◆ **What is asked**
Copy out the material below in full, but not its images.
##### Data
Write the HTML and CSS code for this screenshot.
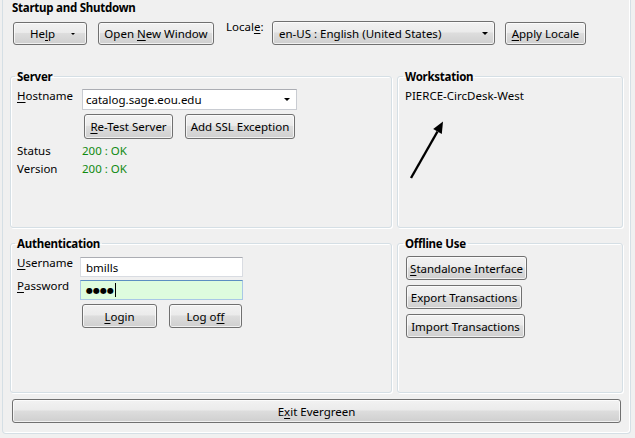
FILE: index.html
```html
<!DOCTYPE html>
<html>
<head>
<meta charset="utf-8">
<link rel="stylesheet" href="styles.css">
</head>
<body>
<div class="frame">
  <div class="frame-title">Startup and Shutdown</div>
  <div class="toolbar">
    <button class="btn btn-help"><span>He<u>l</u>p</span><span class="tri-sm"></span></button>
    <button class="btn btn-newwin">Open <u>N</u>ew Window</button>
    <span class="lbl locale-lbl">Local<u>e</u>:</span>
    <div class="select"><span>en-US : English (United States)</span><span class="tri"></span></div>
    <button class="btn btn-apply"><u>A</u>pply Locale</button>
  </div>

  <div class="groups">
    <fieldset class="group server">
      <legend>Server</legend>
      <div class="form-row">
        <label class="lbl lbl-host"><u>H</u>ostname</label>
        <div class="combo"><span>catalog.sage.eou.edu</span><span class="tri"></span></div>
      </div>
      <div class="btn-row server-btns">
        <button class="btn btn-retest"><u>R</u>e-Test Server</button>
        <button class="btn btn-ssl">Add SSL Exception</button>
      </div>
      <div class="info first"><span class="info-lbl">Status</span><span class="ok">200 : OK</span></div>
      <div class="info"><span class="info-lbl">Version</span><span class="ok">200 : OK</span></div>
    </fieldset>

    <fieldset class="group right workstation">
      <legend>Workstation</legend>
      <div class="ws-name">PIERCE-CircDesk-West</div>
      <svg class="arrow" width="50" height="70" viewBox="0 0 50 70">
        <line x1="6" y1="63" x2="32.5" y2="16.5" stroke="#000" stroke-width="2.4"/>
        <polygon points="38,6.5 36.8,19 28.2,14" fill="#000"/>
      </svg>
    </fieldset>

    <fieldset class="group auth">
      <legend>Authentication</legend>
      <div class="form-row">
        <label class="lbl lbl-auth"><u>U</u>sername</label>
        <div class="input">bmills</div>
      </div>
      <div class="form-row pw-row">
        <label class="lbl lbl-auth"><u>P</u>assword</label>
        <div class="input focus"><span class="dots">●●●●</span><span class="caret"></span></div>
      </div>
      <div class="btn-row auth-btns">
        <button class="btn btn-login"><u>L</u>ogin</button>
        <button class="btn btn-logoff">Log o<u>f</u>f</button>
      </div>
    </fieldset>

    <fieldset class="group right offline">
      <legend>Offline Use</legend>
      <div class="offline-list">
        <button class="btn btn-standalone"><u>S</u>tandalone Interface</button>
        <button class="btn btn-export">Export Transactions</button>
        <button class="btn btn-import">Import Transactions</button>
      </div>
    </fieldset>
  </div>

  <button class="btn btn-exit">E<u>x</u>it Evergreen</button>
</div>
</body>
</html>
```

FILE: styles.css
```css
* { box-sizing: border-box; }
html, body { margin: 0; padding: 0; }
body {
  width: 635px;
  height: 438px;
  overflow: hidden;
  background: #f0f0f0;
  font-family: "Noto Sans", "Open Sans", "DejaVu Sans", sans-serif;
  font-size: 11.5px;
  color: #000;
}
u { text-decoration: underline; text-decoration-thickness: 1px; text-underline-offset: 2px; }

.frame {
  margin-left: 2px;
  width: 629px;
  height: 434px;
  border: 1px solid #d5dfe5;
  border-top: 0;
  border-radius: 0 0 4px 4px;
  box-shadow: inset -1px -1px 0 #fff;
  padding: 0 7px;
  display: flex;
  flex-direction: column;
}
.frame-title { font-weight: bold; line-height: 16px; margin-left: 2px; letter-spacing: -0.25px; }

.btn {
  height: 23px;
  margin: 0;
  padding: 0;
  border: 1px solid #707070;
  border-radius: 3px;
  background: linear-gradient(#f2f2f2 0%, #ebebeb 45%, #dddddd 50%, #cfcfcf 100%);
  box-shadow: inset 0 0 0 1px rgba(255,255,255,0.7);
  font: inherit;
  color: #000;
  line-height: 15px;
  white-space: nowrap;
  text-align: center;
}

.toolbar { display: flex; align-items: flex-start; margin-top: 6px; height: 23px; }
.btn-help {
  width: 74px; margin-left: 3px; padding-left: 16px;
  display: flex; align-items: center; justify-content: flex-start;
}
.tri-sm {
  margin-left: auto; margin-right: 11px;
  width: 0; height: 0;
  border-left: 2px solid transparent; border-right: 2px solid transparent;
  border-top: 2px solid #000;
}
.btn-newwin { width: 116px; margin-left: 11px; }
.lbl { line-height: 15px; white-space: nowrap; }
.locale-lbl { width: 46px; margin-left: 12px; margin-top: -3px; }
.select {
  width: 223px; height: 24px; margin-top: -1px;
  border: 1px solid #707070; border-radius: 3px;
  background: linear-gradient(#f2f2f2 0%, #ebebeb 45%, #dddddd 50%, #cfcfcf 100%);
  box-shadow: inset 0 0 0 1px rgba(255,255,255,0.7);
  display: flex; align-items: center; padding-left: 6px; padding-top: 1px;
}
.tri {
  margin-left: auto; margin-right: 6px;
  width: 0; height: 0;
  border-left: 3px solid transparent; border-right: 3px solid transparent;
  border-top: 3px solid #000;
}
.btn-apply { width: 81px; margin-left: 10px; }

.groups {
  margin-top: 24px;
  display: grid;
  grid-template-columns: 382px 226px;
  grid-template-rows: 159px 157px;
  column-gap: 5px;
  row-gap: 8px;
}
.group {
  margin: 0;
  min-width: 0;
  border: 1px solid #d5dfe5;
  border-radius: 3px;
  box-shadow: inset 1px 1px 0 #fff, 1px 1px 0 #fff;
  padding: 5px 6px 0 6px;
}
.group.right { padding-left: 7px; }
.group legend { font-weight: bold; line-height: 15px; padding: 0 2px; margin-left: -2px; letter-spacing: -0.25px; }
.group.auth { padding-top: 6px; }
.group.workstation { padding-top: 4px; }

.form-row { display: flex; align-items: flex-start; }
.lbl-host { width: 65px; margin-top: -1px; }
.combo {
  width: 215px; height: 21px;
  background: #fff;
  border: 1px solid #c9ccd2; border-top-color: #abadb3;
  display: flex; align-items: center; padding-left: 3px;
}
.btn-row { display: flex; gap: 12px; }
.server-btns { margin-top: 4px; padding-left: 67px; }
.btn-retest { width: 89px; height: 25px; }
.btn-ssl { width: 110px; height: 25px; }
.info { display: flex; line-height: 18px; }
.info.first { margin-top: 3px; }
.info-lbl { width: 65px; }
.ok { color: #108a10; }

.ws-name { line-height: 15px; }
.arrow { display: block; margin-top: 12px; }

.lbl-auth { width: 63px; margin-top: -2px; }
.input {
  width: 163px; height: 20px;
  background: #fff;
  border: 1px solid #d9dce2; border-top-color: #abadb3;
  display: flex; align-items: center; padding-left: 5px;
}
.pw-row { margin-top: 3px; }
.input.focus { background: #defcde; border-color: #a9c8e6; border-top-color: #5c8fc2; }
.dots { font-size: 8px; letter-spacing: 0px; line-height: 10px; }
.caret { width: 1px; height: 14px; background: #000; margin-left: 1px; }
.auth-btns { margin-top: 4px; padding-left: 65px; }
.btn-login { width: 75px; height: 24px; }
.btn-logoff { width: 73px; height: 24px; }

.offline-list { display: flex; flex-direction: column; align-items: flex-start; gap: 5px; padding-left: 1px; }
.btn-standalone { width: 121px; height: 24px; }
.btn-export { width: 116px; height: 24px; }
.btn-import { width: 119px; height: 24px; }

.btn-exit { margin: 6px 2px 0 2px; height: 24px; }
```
##########
◆ **Complete answer**
Write the HTML and CSS code for this screenshot.
FILE: index.html
```html
<!DOCTYPE html>
<html>
<head>
<meta charset="utf-8">
<link rel="stylesheet" href="styles.css">
</head>
<body>
<div class="frame">
  <div class="frame-title">Startup and Shutdown</div>
  <div class="toolbar">
    <button class="btn btn-help"><span>He<u>l</u>p</span><span class="tri-sm"></span></button>
    <button class="btn btn-newwin">Open <u>N</u>ew Window</button>
    <span class="lbl locale-lbl">Local<u>e</u>:</span>
    <div class="select"><span>en-US : English (United States)</span><span class="tri"></span></div>
    <button class="btn btn-apply"><u>A</u>pply Locale</button>
  </div>

  <div class="groups">
    <fieldset class="group server">
      <legend>Server</legend>
      <div class="form-row">
        <label class="lbl lbl-host"><u>H</u>ostname</label>
        <div class="combo"><span>catalog.sage.eou.edu</span><span class="tri"></span></div>
      </div>
      <div class="btn-row server-btns">
        <button class="btn btn-retest"><u>R</u>e-Test Server</button>
        <button class="btn btn-ssl">Add SSL Exception</button>
      </div>
      <div class="info first"><span class="info-lbl">Status</span><span class="ok">200 : OK</span></div>
      <div class="info"><span class="info-lbl">Version</span><span class="ok">200 : OK</span></div>
    </fieldset>

    <fieldset class="group right workstation">
      <legend>Workstation</legend>
      <div class="ws-name">PIERCE-CircDesk-West</div>
      <svg class="arrow" width="50" height="70" viewBox="0 0 50 70">
        <line x1="6" y1="63" x2="32.5" y2="16.5" stroke="#000" stroke-width="2.4"/>
        <polygon points="38,6.5 36.8,19 28.2,14" fill="#000"/>
      </svg>
    </fieldset>

    <fieldset class="group auth">
      <legend>Authentication</legend>
      <div class="form-row">
        <label class="lbl lbl-auth"><u>U</u>sername</label>
        <div class="input">bmills</div>
      </div>
      <div class="form-row pw-row">
        <label class="lbl lbl-auth"><u>P</u>assword</label>
        <div class="input focus"><span class="dots">●●●●</span><span class="caret"></span></div>
      </div>
      <div class="btn-row auth-btns">
        <button class="btn btn-login"><u>L</u>ogin</button>
        <button class="btn btn-logoff">Log o<u>f</u>f</button>
      </div>
    </fieldset>

    <fieldset class="group right offline">
      <legend>Offline Use</legend>
      <div class="offline-list">
        <button class="btn btn-standalone"><u>S</u>tandalone Interface</button>
        <button class="btn btn-export">Export Transactions</button>
        <button class="btn btn-import">Import Transactions</button>
      </div>
    </fieldset>
  </div>

  <button class="btn btn-exit">E<u>x</u>it Evergreen</button>
</div>
</body>
</html>
```

FILE: styles.css
```css
* { box-sizing: border-box; }
html, body { margin: 0; padding: 0; }
body {
  width: 635px;
  height: 438px;
  overflow: hidden;
  background: #f0f0f0;
  font-family: "Noto Sans", "Open Sans", "DejaVu Sans", sans-serif;
  font-size: 11.5px;
  color: #000;
}
u { text-decoration: underline; text-decoration-thickness: 1px; text-underline-offset: 2px; }

.frame {
  margin-left: 2px;
  width: 629px;
  height: 434px;
  border: 1px solid #d5dfe5;
  border-top: 0;
  border-radius: 0 0 4px 4px;
  box-shadow: inset -1px -1px 0 #fff;
  padding: 0 7px;
  display: flex;
  flex-direction: column;
}
.frame-title { font-weight: bold; line-height: 16px; margin-left: 2px; letter-spacing: -0.25px; }

.btn {
  height: 23px;
  margin: 0;
  padding: 0;
  border: 1px solid #707070;
  border-radius: 3px;
  background: linear-gradient(#f2f2f2 0%, #ebebeb 45%, #dddddd 50%, #cfcfcf 100%);
  box-shadow: inset 0 0 0 1px rgba(255,255,255,0.7);
  font: inherit;
  color: #000;
  line-height: 15px;
  white-space: nowrap;
  text-align: center;
}

.toolbar { display: flex; align-items: flex-start; margin-top: 6px; height: 23px; }
.btn-help {
  width: 74px; margin-left: 3px; padding-left: 16px;
  display: flex; align-items: center; justify-content: flex-start;
}
.tri-sm {
  margin-left: auto; margin-right: 11px;
  width: 0; height: 0;
  border-left: 2px solid transparent; border-right: 2px solid transparent;
  border-top: 2px solid #000;
}
.btn-newwin { width: 116px; margin-left: 11px; }
.lbl { line-height: 15px; white-space: nowrap; }
.locale-lbl { width: 46px; margin-left: 12px; margin-top: -3px; }
.select {
  width: 223px; height: 24px; margin-top: -1px;
  border: 1px solid #707070; border-radius: 3px;
  background: linear-gradient(#f2f2f2 0%, #ebebeb 45%, #dddddd 50%, #cfcfcf 100%);
  box-shadow: inset 0 0 0 1px rgba(255,255,255,0.7);
  display: flex; align-items: center; padding-left: 6px; padding-top: 1px;
}
.tri {
  margin-left: auto; margin-right: 6px;
  width: 0; height: 0;
  border-left: 3px solid transparent; border-right: 3px solid transparent;
  border-top: 3px solid #000;
}
.btn-apply { width: 81px; margin-left: 10px; }

.groups {
  margin-top: 24px;
  display: grid;
  grid-template-columns: 382px 226px;
  grid-template-rows: 159px 157px;
  column-gap: 5px;
  row-gap: 8px;
}
.group {
  margin: 0;
  min-width: 0;
  border: 1px solid #d5dfe5;
  border-radius: 3px;
  box-shadow: inset 1px 1px 0 #fff, 1px 1px 0 #fff;
  padding: 5px 6px 0 6px;
}
.group.right { padding-left: 7px; }
.group legend { font-weight: bold; line-height: 15px; padding: 0 2px; margin-left: -2px; letter-spacing: -0.25px; }
.group.auth { padding-top: 6px; }
.group.workstation { padding-top: 4px; }

.form-row { display: flex; align-items: flex-start; }
.lbl-host { width: 65px; margin-top: -1px; }
.combo {
  width: 215px; height: 21px;
  background: #fff;
  border: 1px solid #c9ccd2; border-top-color: #abadb3;
  display: flex; align-items: center; padding-left: 3px;
}
.btn-row { display: flex; gap: 12px; }
.server-btns { margin-top: 4px; padding-left: 67px; }
.btn-retest { width: 89px; height: 25px; }
.btn-ssl { width: 110px; height: 25px; }
.info { display: flex; line-height: 18px; }
.info.first { margin-top: 3px; }
.info-lbl { width: 65px; }
.ok { color: #108a10; }

.ws-name { line-height: 15px; }
.arrow { display: block; margin-top: 12px; }

.lbl-auth { width: 63px; margin-top: -2px; }
.input {
  width: 163px; height: 20px;
  background: #fff;
  border: 1px solid #d9dce2; border-top-color: #abadb3;
  display: flex; align-items: center; padding-left: 5px;
}
.pw-row { margin-top: 3px; }
.input.focus { background: #defcde; border-color: #a9c8e6; border-top-color: #5c8fc2; }
.dots { font-size: 8px; letter-spacing: 0px; line-height: 10px; }
.caret { width: 1px; height: 14px; background: #000; margin-left: 1px; }
.auth-btns { margin-top: 4px; padding-left: 65px; }
.btn-login { width: 75px; height: 24px; }
.btn-logoff { width: 73px; height: 24px; }

.offline-list { display: flex; flex-direction: column; align-items: flex-start; gap: 5px; padding-left: 1px; }
.btn-standalone { width: 121px; height: 24px; }
.btn-export { width: 116px; height: 24px; }
.btn-import { width: 119px; height: 24px; }

.btn-exit { margin: 6px 2px 0 2px; height: 24px; }
```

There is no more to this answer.